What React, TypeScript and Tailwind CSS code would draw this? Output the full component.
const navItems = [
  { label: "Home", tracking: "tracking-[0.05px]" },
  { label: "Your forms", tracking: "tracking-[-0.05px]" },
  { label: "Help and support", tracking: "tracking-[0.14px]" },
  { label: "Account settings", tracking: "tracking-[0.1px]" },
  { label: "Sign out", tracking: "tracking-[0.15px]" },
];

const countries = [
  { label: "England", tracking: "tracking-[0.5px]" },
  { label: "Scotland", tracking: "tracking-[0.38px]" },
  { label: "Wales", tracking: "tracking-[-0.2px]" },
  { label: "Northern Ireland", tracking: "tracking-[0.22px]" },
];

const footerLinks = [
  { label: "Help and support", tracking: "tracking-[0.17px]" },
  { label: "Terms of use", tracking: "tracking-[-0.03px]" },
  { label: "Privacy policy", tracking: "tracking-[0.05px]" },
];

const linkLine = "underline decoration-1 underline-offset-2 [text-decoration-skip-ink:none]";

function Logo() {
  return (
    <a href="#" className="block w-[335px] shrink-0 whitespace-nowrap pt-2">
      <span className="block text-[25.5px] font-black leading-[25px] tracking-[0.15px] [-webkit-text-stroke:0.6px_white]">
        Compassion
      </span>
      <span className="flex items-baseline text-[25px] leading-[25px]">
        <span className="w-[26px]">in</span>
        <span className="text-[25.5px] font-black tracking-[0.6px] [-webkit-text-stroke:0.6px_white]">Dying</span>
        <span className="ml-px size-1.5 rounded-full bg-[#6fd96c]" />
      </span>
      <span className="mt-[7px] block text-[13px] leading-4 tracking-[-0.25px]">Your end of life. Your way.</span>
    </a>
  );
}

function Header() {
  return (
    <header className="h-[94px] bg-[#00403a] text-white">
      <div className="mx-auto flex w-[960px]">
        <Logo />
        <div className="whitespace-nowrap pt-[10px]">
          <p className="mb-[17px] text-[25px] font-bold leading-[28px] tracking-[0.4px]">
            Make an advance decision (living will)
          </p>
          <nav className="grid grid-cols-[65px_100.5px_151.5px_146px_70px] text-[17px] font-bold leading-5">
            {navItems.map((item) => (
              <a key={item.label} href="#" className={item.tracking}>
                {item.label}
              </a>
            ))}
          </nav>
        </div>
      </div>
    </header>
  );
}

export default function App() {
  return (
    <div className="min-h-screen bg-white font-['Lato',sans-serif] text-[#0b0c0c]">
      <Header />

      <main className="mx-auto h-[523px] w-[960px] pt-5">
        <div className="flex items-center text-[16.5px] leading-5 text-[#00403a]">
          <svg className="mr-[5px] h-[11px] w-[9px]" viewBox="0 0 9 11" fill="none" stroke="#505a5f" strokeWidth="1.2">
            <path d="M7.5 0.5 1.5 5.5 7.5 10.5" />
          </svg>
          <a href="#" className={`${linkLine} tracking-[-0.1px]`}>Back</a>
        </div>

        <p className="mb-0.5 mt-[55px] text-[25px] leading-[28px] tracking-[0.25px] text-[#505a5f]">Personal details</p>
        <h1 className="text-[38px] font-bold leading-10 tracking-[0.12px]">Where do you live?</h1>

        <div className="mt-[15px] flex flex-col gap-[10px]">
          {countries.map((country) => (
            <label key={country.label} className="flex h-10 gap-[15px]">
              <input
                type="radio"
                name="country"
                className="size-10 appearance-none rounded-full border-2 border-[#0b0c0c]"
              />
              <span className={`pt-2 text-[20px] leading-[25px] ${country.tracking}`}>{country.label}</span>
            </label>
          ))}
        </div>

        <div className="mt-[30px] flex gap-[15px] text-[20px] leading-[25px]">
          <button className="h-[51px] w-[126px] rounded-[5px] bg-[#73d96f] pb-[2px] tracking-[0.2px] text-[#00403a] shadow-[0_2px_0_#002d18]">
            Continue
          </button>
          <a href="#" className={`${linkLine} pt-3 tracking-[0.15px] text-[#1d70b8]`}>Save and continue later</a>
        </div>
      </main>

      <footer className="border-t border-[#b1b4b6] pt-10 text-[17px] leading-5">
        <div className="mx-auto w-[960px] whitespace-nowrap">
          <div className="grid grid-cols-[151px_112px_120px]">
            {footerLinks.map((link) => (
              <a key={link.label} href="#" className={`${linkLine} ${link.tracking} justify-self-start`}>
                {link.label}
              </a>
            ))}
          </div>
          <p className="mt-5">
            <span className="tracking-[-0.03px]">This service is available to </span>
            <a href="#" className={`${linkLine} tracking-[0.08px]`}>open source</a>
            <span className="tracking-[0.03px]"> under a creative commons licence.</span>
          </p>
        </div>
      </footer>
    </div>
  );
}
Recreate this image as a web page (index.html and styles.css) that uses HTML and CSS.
□ □ □
> **EXERCISE TASK**
Print out the whole listing exactly as it appears.

> **TASK OUTPUT**
What React, TypeScript and Tailwind CSS code would draw this? Output the full component.
const navItems = [
  { label: "Home", tracking: "tracking-[0.05px]" },
  { label: "Your forms", tracking: "tracking-[-0.05px]" },
  { label: "Help and support", tracking: "tracking-[0.14px]" },
  { label: "Account settings", tracking: "tracking-[0.1px]" },
  { label: "Sign out", tracking: "tracking-[0.15px]" },
];

const countries = [
  { label: "England", tracking: "tracking-[0.5px]" },
  { label: "Scotland", tracking: "tracking-[0.38px]" },
  { label: "Wales", tracking: "tracking-[-0.2px]" },
  { label: "Northern Ireland", tracking: "tracking-[0.22px]" },
];

const footerLinks = [
  { label: "Help and support", tracking: "tracking-[0.17px]" },
  { label: "Terms of use", tracking: "tracking-[-0.03px]" },
  { label: "Privacy policy", tracking: "tracking-[0.05px]" },
];

const linkLine = "underline decoration-1 underline-offset-2 [text-decoration-skip-ink:none]";

function Logo() {
  return (
    <a href="#" className="block w-[335px] shrink-0 whitespace-nowrap pt-2">
      <span className="block text-[25.5px] font-black leading-[25px] tracking-[0.15px] [-webkit-text-stroke:0.6px_white]">
        Compassion
      </span>
      <span className="flex items-baseline text-[25px] leading-[25px]">
        <span className="w-[26px]">in</span>
        <span className="text-[25.5px] font-black tracking-[0.6px] [-webkit-text-stroke:0.6px_white]">Dying</span>
        <span className="ml-px size-1.5 rounded-full bg-[#6fd96c]" />
      </span>
      <span className="mt-[7px] block text-[13px] leading-4 tracking-[-0.25px]">Your end of life. Your way.</span>
    </a>
  );
}

function Header() {
  return (
    <header className="h-[94px] bg-[#00403a] text-white">
      <div className="mx-auto flex w-[960px]">
        <Logo />
        <div className="whitespace-nowrap pt-[10px]">
          <p className="mb-[17px] text-[25px] font-bold leading-[28px] tracking-[0.4px]">
            Make an advance decision (living will)
          </p>
          <nav className="grid grid-cols-[65px_100.5px_151.5px_146px_70px] text-[17px] font-bold leading-5">
            {navItems.map((item) => (
              <a key={item.label} href="#" className={item.tracking}>
                {item.label}
              </a>
            ))}
          </nav>
        </div>
      </div>
    </header>
  );
}

export default function App() {
  return (
    <div className="min-h-screen bg-white font-['Lato',sans-serif] text-[#0b0c0c]">
      <Header />

      <main className="mx-auto h-[523px] w-[960px] pt-5">
        <div className="flex items-center text-[16.5px] leading-5 text-[#00403a]">
          <svg className="mr-[5px] h-[11px] w-[9px]" viewBox="0 0 9 11" fill="none" stroke="#505a5f" strokeWidth="1.2">
            <path d="M7.5 0.5 1.5 5.5 7.5 10.5" />
          </svg>
          <a href="#" className={`${linkLine} tracking-[-0.1px]`}>Back</a>
        </div>

        <p className="mb-0.5 mt-[55px] text-[25px] leading-[28px] tracking-[0.25px] text-[#505a5f]">Personal details</p>
        <h1 className="text-[38px] font-bold leading-10 tracking-[0.12px]">Where do you live?</h1>

        <div className="mt-[15px] flex flex-col gap-[10px]">
          {countries.map((country) => (
            <label key={country.label} className="flex h-10 gap-[15px]">
              <input
                type="radio"
                name="country"
                className="size-10 appearance-none rounded-full border-2 border-[#0b0c0c]"
              />
              <span className={`pt-2 text-[20px] leading-[25px] ${country.tracking}`}>{country.label}</span>
            </label>
          ))}
        </div>

        <div className="mt-[30px] flex gap-[15px] text-[20px] leading-[25px]">
          <button className="h-[51px] w-[126px] rounded-[5px] bg-[#73d96f] pb-[2px] tracking-[0.2px] text-[#00403a] shadow-[0_2px_0_#002d18]">
            Continue
          </button>
          <a href="#" className={`${linkLine} pt-3 tracking-[0.15px] text-[#1d70b8]`}>Save and continue later</a>
        </div>
      </main>

      <footer className="border-t border-[#b1b4b6] pt-10 text-[17px] leading-5">
        <div className="mx-auto w-[960px] whitespace-nowrap">
          <div className="grid grid-cols-[151px_112px_120px]">
            {footerLinks.map((link) => (
              <a key={link.label} href="#" className={`${linkLine} ${link.tracking} justify-self-start`}>
                {link.label}
              </a>
            ))}
          </div>
          <p className="mt-5">
            <span className="tracking-[-0.03px]">This service is available to </span>
            <a href="#" className={`${linkLine} tracking-[0.08px]`}>open source</a>
            <span className="tracking-[0.03px]"> under a creative commons licence.</span>
          </p>
        </div>
      </footer>
    </div>
  );
}
Recreate this image as a web page (index.html and styles.css) that uses HTML and CSS.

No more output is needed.